相对于内心的愧疚,生还者多半也有强烈指责的需要。因为对莫名的大灾难,除了惊恐,也挑起心中种种愤恨不平,恨建商、恨天地不仁,怪政府、媒体、气此时暴露的人性弱点……
透过诉说、回忆、分享,悲伤可以找到一个宣泄的出口,即使勾起伤心,如此的面对仍是绝对必要。因此旁人能够聆听、陪伴,是最基本的支持。
对于强烈的情绪表达,无须制止、建议、说教,任何人遭此巨变,都会有难以承受的悲痛、愤恨;此时听者的接纳、尊重、给予空间,是很重要的。
(六)几个引导的方法:
【唤起现实感】
悲伤辅导中,有时我们用「现实感」来引导:
「事发那么突然,你也吓坏/受伤了,究竟能做什么救出家人?」
「如果真的回头去救,可能的后果是什么?」
「几千人丧生,是不是都是他们家人的责任,没把他们救出?」
「如果家人有错,是什么错呢?」
有时经过现实感的加强,家人终会承认:如此天灾,人各有命,生者无罪,自己也是灾难中的受害者。
【易位法】
辅导中也可尝试「易位法」问家属:
「今天若走的是你,你会怪家人吗?」
「你的家人如在天上看到你如此伤痛及不原谅自己,他会怎么想?」
如果当事人能转换角度,站在逝者立场,较能抽身看到自己的沈溺,或许会愿意为逝者放下心头重担,好好地照顾自己,不再苛责自己。

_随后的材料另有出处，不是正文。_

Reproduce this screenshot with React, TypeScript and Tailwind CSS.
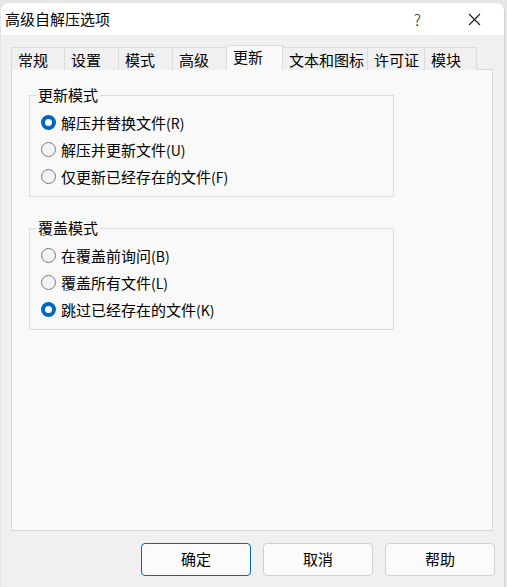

其实平心静气地想想,大家都是受难者,无人幸免,即使保住性命却失掉了亲人、房子,前途茫茫,自己重伤累累,也是直接的受害者,何忍再加诸责难?
辅导关系稳固时,有时我会诚恳地告诉当事人,逝者已解脱,但无法解脱的是生者,他打算困在离苦伤悲中多久呢?他还要惩罚/不原谅自己多久呢?
【仪式转移】
减轻思念、不舍、罪恶感的方式很多,宗教仪式、布施植福、念经回向等,都让遗族有机会透过某些方式实际地纪念逝者,或为他们尽一点心力;民间的折纸钱、莲花、烧衣物等习俗,都提供了具体的哀悼方式,在参与过程中与亲友结伴,感受到支持。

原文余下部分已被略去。